### Dataset extract

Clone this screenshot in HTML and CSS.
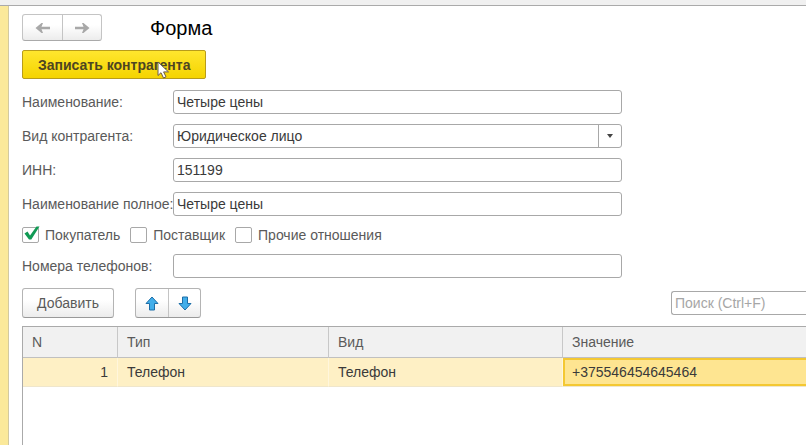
FILE: index.html
```html
<!DOCTYPE html>
<html lang="ru">
<head>
<meta charset="utf-8">
<title>Форма</title>
<link rel="stylesheet" href="styles.css">
</head>
<body>
<div class="topbar"></div>
<main class="window">
  <header class="head">
    <div class="group nav">
      <button type="button" aria-label="Назад"><svg width="16" height="12" viewBox="0 0 16 12"><path d="M.5 6 6.500 1H8L6.500 4.700H15v2.600H6.500L8 11H6.500z" fill="#a8a8a8"/></svg></button>
      <button type="button" aria-label="Вперёд"><svg width="16" height="12" viewBox="0 0 16 12"><path d="M15.500 6 9.500 1H8l1.500 3.700H1v2.600h8.500L8 11h1.500z" fill="#a8a8a8"/></svg></button>
    </div>
    <h1>Форма</h1>
  </header>
  <button type="button" class="primary">Записать контрагента
    <svg class="cursor" width="13" height="18" viewBox="0 0 13 18"><path d="M1 1v13.500l3-2.800 2.500 5.300 2.500-1.200-2.400-4.900H11.500z" fill="#fff" stroke="#6b5a4a" stroke-width="1"/></svg>
  </button>
  <form class="fields">
    <div class="field"><label for="name">Наименование:</label><input id="name" type="text" value="Четыре цены"></div>
    <div class="field"><label for="kind">Вид контрагента:</label>
      <div class="combo">
        <select id="kind"><option>Юридическое лицо</option></select>
        <span class="drop"><svg width="6" height="4" viewBox="0 0 6 4"><path d="M0 0h6L3 4z" fill="#444"/></svg></span>
      </div>
    </div>
    <div class="field"><label for="inn">ИНН:</label><input id="inn" type="text" value="151199"></div>
    <div class="field"><label for="full">Наименование полное:</label><input id="full" type="text" value="Четыре цены"></div>
    <div class="checks">
      <label><input type="checkbox" checked><svg class="tick" width="17" height="17" viewBox="0 0 17 17"><path d="M1.500 7.500 4.500 5.500l2.500 4L13.500.5h3L8.300 13.500H6z" fill="#109a54"/></svg>Покупатель</label>
      <label><input type="checkbox">Поставщик</label>
      <label><input type="checkbox">Прочие отношения</label>
    </div>
    <div class="field"><label for="phones">Номера телефонов:</label><input id="phones" type="text"></div>
  </form>
  <div class="toolbar">
    <button type="button" class="add">Добавить</button>
    <div class="group move">
      <button type="button" aria-label="Вверх"><svg width="14" height="15" viewBox="0 0 14 15"><path d="M7 1 13 7.500H9.500V14h-5V7.500H1z" fill="#42aeea" stroke="#1d6ea8" stroke-linejoin="round"/></svg></button>
      <button type="button" aria-label="Вниз"><svg width="14" height="15" viewBox="0 0 14 15"><path d="M7 14 1 7.500h3.500V1h5v6.500H13z" fill="#42aeea" stroke="#1d6ea8" stroke-linejoin="round"/></svg></button>
    </div>
    <input class="search" type="search" placeholder="Поиск (Ctrl+F)" aria-label="Поиск">
  </div>
  <div class="grid">
    <table>
      <colgroup><col class="c-n"><col class="c-type"><col class="c-kind"><col></colgroup>
      <thead><tr><th>N</th><th>Тип</th><th>Вид</th><th>Значение</th></tr></thead>
      <tbody><tr><td class="num">1</td><td>Телефон</td><td>Телефон</td><td class="active">+375546454645464</td></tr></tbody>
    </table>
  </div>
</main>
</body>
</html>
```
FILE: styles.css
```css
* { box-sizing: border-box; }
body {
  margin: 0;
  min-height: 100vh;
  display: flex;
  flex-direction: column;
  background: #fff;
  color: #3a3a3a;
  font: 14px/16px "Liberation Sans", Arial, sans-serif;
}
button, input, select { font: inherit; color: inherit; margin: 0; }
svg { display: block; }
.topbar { height: 6px; background: #f0f0f0; border-bottom: 1px solid #aaa; }
.window {
  flex: 1;
  display: flex;
  flex-direction: column;
  align-items: flex-start;
  padding: 8px 0 0 14px;
  border-left: 8px solid #fbe99a;
  box-shadow: inset 1px 0 #d2c9a0;
}
.head { display: flex; align-items: center; gap: 48px; }
h1 { margin: 0; font-size: 20px; line-height: 24px; font-weight: 400; color: #000; }
.group {
  display: flex;
  border: 1px solid #b4b4b4;
  border-bottom-color: #999;
  border-radius: 3px;
  background: linear-gradient(#fff 40%, #ececec);
}
.group button {
  display: flex;
  align-items: center;
  justify-content: center;
  padding: 0;
  border: 0;
  background: none;
}
.group button + button { border-left: 1px solid #c4c4c4; }
.nav { border-color: #c4c4c4; border-bottom-color: #aaa; }
.nav button { width: 39px; height: 25px; }
.primary {
  position: relative;
  height: 29px;
  margin-top: 9px;
  padding: 0 15px;
  border: 1px solid #b89c1a;
  border-radius: 2px;
  background: linear-gradient(#ffe62e, #f5d400);
  color: #4d4522;
  font-weight: 700;
}
.cursor { position: absolute; left: 134px; top: 10px; }
.fields { display: flex; flex-direction: column; gap: 10px; margin-top: 11px; }
.field { display: grid; grid-template-columns: 151px 449px; align-items: center; }
.field label, .checks { color: #5a5a5a; white-space: nowrap; }
.field input, .combo, .search {
  width: 100%;
  height: 24px;
  padding: 0 3px;
  border: 1px solid #a8a8a8;
  border-radius: 3px;
  background: #fff;
}
.combo { display: flex; padding: 0; }
.combo select {
  flex: 1;
  appearance: none;
  padding: 0 3px;
  border: 0;
  background: none;
}
.drop {
  width: 23px;
  display: flex;
  align-items: center;
  justify-content: center;
  border-left: 1px solid #a8a8a8;
}
.checks { display: flex; gap: 10px; margin: 1px 0; }
.checks label { position: relative; display: flex; align-items: center; gap: 6px; }
.checks input {
  appearance: none;
  width: 17px;
  height: 16px;
  border: 1px solid #a8a8a8;
  border-radius: 2px;
  background: #fff;
}
.tick { position: absolute; left: 1px; top: -1px; }
.toolbar { display: flex; align-items: center; align-self: stretch; margin-top: 10px; }
.add {
  width: 92px;
  height: 30px;
  padding: 0;
  border: 1px solid #b4b4b4;
  border-bottom-color: #999;
  border-radius: 3px;
  background: linear-gradient(#fff 40%, #ececec);
  color: #5a5a5a;
}
.move { margin-left: 21px; }
.move button { width: 32px; height: 28px; }
.search {
  width: 135px;
  margin-left: auto;
  border-right: 0;
  border-radius: 3px 0 0 3px;
}
.search::placeholder { color: #a6a6a6; }
.grid {
  flex: 1;
  align-self: stretch;
  margin-top: 8px;
  border: solid #aaa;
  border-width: 1px 0 0 1px;
}
table { width: 100%; table-layout: fixed; border-collapse: separate; border-spacing: 0; }
.c-n { width: 95px; }
.c-type { width: 211px; }
.c-kind { width: 234px; }
th, td { padding: 0 9px; text-align: left; font-weight: 400; }
th {
  height: 31px;
  background: #f1f1f1;
  border-bottom: 1px solid #c0c0c0;
  border-right: 1px solid #c8c8c8;
  color: #5a5a5a;
}
td {
  height: 29px;
  background: #fef0c5;
  border-bottom: 1px solid #efe6cc;
  border-right: 1px solid #fff6dc;
}
th:last-child { border-right: 0; }
.num { text-align: right; }
td.active { border-right: 0; background: #fee591; box-shadow: inset 2px 2px #f4c832, inset 0 -2px #f4c832; }
```
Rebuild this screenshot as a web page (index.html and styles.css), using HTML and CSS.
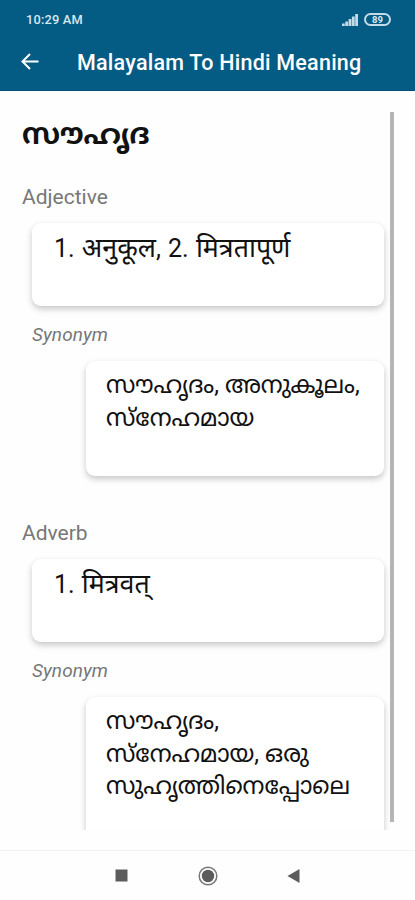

######

Task to complete: Give the material again exactly as it is, but keep the pictures out.

Solution for this problem:
Clone this screenshot in HTML and CSS.
FILE: index.html
```html
<!DOCTYPE html>
<html lang="ru">
<head>
<meta charset="utf-8">
<title>Форма</title>
<link rel="stylesheet" href="styles.css">
</head>
<body>
<div class="topbar"></div>
<main class="window">
  <header class="head">
    <div class="group nav">
      <button type="button" aria-label="Назад"><svg width="16" height="12" viewBox="0 0 16 12"><path d="M.5 6 6.500 1H8L6.500 4.700H15v2.600H6.500L8 11H6.500z" fill="#a8a8a8"/></svg></button>
      <button type="button" aria-label="Вперёд"><svg width="16" height="12" viewBox="0 0 16 12"><path d="M15.500 6 9.500 1H8l1.500 3.700H1v2.600h8.500L8 11h1.500z" fill="#a8a8a8"/></svg></button>
    </div>
    <h1>Форма</h1>
  </header>
  <button type="button" class="primary">Записать контрагента
    <svg class="cursor" width="13" height="18" viewBox="0 0 13 18"><path d="M1 1v13.500l3-2.800 2.500 5.300 2.500-1.200-2.400-4.900H11.500z" fill="#fff" stroke="#6b5a4a" stroke-width="1"/></svg>
  </button>
  <form class="fields">
    <div class="field"><label for="name">Наименование:</label><input id="name" type="text" value="Четыре цены"></div>
    <div class="field"><label for="kind">Вид контрагента:</label>
      <div class="combo">
        <select id="kind"><option>Юридическое лицо</option></select>
        <span class="drop"><svg width="6" height="4" viewBox="0 0 6 4"><path d="M0 0h6L3 4z" fill="#444"/></svg></span>
      </div>
    </div>
    <div class="field"><label for="inn">ИНН:</label><input id="inn" type="text" value="151199"></div>
    <div class="field"><label for="full">Наименование полное:</label><input id="full" type="text" value="Четыре цены"></div>
    <div class="checks">
      <label><input type="checkbox" checked><svg class="tick" width="17" height="17" viewBox="0 0 17 17"><path d="M1.500 7.500 4.500 5.500l2.500 4L13.500.5h3L8.300 13.500H6z" fill="#109a54"/></svg>Покупатель</label>
      <label><input type="checkbox">Поставщик</label>
      <label><input type="checkbox">Прочие отношения</label>
    </div>
    <div class="field"><label for="phones">Номера телефонов:</label><input id="phones" type="text"></div>
  </form>
  <div class="toolbar">
    <button type="button" class="add">Добавить</button>
    <div class="group move">
      <button type="button" aria-label="Вверх"><svg width="14" height="15" viewBox="0 0 14 15"><path d="M7 1 13 7.500H9.500V14h-5V7.500H1z" fill="#42aeea" stroke="#1d6ea8" stroke-linejoin="round"/></svg></button>
      <button type="button" aria-label="Вниз"><svg width="14" height="15" viewBox="0 0 14 15"><path d="M7 14 1 7.500h3.500V1h5v6.500H13z" fill="#42aeea" stroke="#1d6ea8" stroke-linejoin="round"/></svg></button>
    </div>
    <input class="search" type="search" placeholder="Поиск (Ctrl+F)" aria-label="Поиск">
  </div>
  <div class="grid">
    <table>
      <colgroup><col class="c-n"><col class="c-type"><col class="c-kind"><col></colgroup>
      <thead><tr><th>N</th><th>Тип</th><th>Вид</th><th>Значение</th></tr></thead>
      <tbody><tr><td class="num">1</td><td>Телефон</td><td>Телефон</td><td class="active">+375546454645464</td></tr></tbody>
    </table>
  </div>
</main>
</body>
</html>
```
FILE: styles.css
```css
* { box-sizing: border-box; }
body {
  margin: 0;
  min-height: 100vh;
  display: flex;
  flex-direction: column;
  background: #fff;
  color: #3a3a3a;
  font: 14px/16px "Liberation Sans", Arial, sans-serif;
}
button, input, select { font: inherit; color: inherit; margin: 0; }
svg { display: block; }
.topbar { height: 6px; background: #f0f0f0; border-bottom: 1px solid #aaa; }
.window {
  flex: 1;
  display: flex;
  flex-direction: column;
  align-items: flex-start;
  padding: 8px 0 0 14px;
  border-left: 8px solid #fbe99a;
  box-shadow: inset 1px 0 #d2c9a0;
}
.head { display: flex; align-items: center; gap: 48px; }
h1 { margin: 0; font-size: 20px; line-height: 24px; font-weight: 400; color: #000; }
.group {
  display: flex;
  border: 1px solid #b4b4b4;
  border-bottom-color: #999;
  border-radius: 3px;
  background: linear-gradient(#fff 40%, #ececec);
}
.group button {
  display: flex;
  align-items: center;
  justify-content: center;
  padding: 0;
  border: 0;
  background: none;
}
.group button + button { border-left: 1px solid #c4c4c4; }
.nav { border-color: #c4c4c4; border-bottom-color: #aaa; }
.nav button { width: 39px; height: 25px; }
.primary {
  position: relative;
  height: 29px;
  margin-top: 9px;
  padding: 0 15px;
  border: 1px solid #b89c1a;
  border-radius: 2px;
  background: linear-gradient(#ffe62e, #f5d400);
  color: #4d4522;
  font-weight: 700;
}
.cursor { position: absolute; left: 134px; top: 10px; }
.fields { display: flex; flex-direction: column; gap: 10px; margin-top: 11px; }
.field { display: grid; grid-template-columns: 151px 449px; align-items: center; }
.field label, .checks { color: #5a5a5a; white-space: nowrap; }
.field input, .combo, .search {
  width: 100%;
  height: 24px;
  padding: 0 3px;
  border: 1px solid #a8a8a8;
  border-radius: 3px;
  background: #fff;
}
.combo { display: flex; padding: 0; }
.combo select {
  flex: 1;
  appearance: none;
  padding: 0 3px;
  border: 0;
  background: none;
}
.drop {
  width: 23px;
  display: flex;
  align-items: center;
  justify-content: center;
  border-left: 1px solid #a8a8a8;
}
.checks { display: flex; gap: 10px; margin: 1px 0; }
.checks label { position: relative; display: flex; align-items: center; gap: 6px; }
.checks input {
  appearance: none;
  width: 17px;
  height: 16px;
  border: 1px solid #a8a8a8;
  border-radius: 2px;
  background: #fff;
}
.tick { position: absolute; left: 1px; top: -1px; }
.toolbar { display: flex; align-items: center; align-self: stretch; margin-top: 10px; }
.add {
  width: 92px;
  height: 30px;
  padding: 0;
  border: 1px solid #b4b4b4;
  border-bottom-color: #999;
  border-radius: 3px;
  background: linear-gradient(#fff 40%, #ececec);
  color: #5a5a5a;
}
.move { margin-left: 21px; }
.move button { width: 32px; height: 28px; }
.search {
  width: 135px;
  margin-left: auto;
  border-right: 0;
  border-radius: 3px 0 0 3px;
}
.search::placeholder { color: #a6a6a6; }
.grid {
  flex: 1;
  align-self: stretch;
  margin-top: 8px;
  border: solid #aaa;
  border-width: 1px 0 0 1px;
}
table { width: 100%; table-layout: fixed; border-collapse: separate; border-spacing: 0; }
.c-n { width: 95px; }
.c-type { width: 211px; }
.c-kind { width: 234px; }
th, td { padding: 0 9px; text-align: left; font-weight: 400; }
th {
  height: 31px;
  background: #f1f1f1;
  border-bottom: 1px solid #c0c0c0;
  border-right: 1px solid #c8c8c8;
  color: #5a5a5a;
}
td {
  height: 29px;
  background: #fef0c5;
  border-bottom: 1px solid #efe6cc;
  border-right: 1px solid #fff6dc;
}
th:last-child { border-right: 0; }
.num { text-align: right; }
td.active { border-right: 0; background: #fee591; box-shadow: inset 2px 2px #f4c832, inset 0 -2px #f4c832; }
```
Rebuild this screenshot as a web page (index.html and styles.css), using HTML and CSS.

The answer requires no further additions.